* [Directions] Report, word for word, every line of the material that contains "components".

* [Source material]
···

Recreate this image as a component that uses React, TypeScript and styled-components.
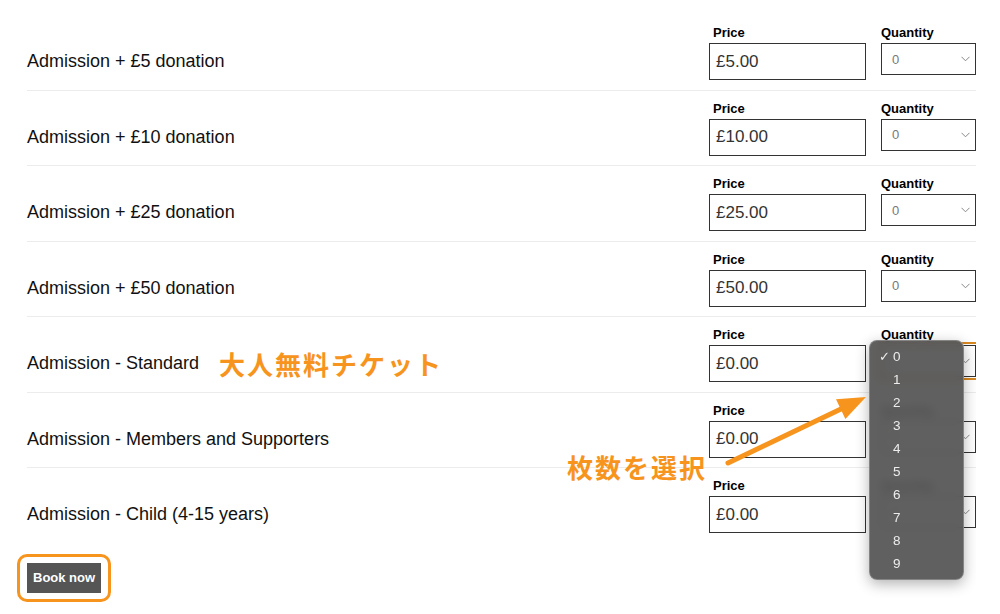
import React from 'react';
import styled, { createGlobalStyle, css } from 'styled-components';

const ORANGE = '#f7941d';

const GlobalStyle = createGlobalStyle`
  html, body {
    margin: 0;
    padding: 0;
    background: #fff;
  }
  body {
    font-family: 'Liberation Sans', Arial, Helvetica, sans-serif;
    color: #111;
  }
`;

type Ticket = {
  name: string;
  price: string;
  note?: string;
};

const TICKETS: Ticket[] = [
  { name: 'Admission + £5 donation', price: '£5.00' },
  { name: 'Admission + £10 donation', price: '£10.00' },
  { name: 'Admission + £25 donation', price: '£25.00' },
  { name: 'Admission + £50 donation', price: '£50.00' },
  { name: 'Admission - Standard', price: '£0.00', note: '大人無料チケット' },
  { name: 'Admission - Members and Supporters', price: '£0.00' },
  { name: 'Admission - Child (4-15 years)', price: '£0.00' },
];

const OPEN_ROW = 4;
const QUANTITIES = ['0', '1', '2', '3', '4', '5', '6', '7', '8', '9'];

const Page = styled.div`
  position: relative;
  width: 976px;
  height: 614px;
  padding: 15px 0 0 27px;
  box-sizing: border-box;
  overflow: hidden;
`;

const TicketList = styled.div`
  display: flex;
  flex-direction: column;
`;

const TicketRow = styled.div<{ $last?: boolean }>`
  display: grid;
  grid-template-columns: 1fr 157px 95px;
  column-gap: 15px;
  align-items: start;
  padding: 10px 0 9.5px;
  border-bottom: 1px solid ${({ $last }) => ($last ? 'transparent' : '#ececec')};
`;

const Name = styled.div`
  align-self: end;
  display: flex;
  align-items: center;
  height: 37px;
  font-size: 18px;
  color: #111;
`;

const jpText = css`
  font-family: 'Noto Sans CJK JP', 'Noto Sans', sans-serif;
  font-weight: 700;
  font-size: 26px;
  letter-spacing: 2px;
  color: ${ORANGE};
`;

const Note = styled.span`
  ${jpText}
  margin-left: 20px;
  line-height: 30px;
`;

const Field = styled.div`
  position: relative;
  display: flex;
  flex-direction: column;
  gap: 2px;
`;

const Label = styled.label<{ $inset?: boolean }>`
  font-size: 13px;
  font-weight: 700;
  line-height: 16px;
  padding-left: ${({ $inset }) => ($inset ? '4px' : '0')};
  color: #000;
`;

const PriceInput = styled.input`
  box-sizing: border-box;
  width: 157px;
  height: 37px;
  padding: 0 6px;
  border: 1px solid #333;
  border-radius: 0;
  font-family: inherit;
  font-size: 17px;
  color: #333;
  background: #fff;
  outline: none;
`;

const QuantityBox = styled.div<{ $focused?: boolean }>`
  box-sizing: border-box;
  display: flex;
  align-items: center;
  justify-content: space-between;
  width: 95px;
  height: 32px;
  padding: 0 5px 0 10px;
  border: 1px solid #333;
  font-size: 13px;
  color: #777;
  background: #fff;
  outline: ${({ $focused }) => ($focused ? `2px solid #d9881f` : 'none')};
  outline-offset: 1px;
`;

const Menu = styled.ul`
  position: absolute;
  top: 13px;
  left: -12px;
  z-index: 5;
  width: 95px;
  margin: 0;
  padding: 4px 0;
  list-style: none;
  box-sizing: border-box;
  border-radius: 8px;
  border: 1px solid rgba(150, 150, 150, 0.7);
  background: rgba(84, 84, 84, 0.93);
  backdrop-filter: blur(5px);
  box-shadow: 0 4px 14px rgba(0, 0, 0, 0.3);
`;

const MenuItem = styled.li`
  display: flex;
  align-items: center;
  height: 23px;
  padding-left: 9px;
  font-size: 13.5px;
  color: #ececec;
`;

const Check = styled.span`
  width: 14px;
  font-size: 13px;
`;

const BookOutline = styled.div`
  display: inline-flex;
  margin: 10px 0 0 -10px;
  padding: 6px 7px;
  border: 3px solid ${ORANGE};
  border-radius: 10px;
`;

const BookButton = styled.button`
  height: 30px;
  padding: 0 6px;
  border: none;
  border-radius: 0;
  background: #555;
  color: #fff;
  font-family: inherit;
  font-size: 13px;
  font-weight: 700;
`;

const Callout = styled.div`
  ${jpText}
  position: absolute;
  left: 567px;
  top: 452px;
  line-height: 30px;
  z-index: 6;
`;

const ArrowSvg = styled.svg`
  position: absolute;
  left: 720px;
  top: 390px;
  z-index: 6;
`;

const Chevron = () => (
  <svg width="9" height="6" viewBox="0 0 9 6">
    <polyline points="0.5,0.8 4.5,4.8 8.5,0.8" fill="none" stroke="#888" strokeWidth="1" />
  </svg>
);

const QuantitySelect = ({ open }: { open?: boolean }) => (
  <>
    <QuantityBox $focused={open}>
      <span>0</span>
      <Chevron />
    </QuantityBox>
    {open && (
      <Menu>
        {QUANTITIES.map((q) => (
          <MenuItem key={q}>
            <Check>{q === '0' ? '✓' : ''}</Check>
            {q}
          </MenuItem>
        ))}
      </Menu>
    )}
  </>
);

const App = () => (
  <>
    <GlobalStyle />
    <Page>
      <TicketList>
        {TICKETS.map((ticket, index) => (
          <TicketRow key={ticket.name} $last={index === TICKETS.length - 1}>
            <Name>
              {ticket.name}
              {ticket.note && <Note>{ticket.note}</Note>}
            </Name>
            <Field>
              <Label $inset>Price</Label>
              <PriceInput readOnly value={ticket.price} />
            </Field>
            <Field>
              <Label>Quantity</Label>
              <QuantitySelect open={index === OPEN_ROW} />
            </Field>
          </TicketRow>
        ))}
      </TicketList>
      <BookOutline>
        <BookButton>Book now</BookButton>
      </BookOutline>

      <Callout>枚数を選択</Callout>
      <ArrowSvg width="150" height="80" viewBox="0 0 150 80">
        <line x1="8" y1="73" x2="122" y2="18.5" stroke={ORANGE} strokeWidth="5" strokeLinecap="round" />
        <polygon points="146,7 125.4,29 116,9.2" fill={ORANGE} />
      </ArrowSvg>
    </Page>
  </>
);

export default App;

···

* [Exercise answer]
Recreate this image as a component that uses React, TypeScript and styled-components.
import styled, { createGlobalStyle, css } from 'styled-components';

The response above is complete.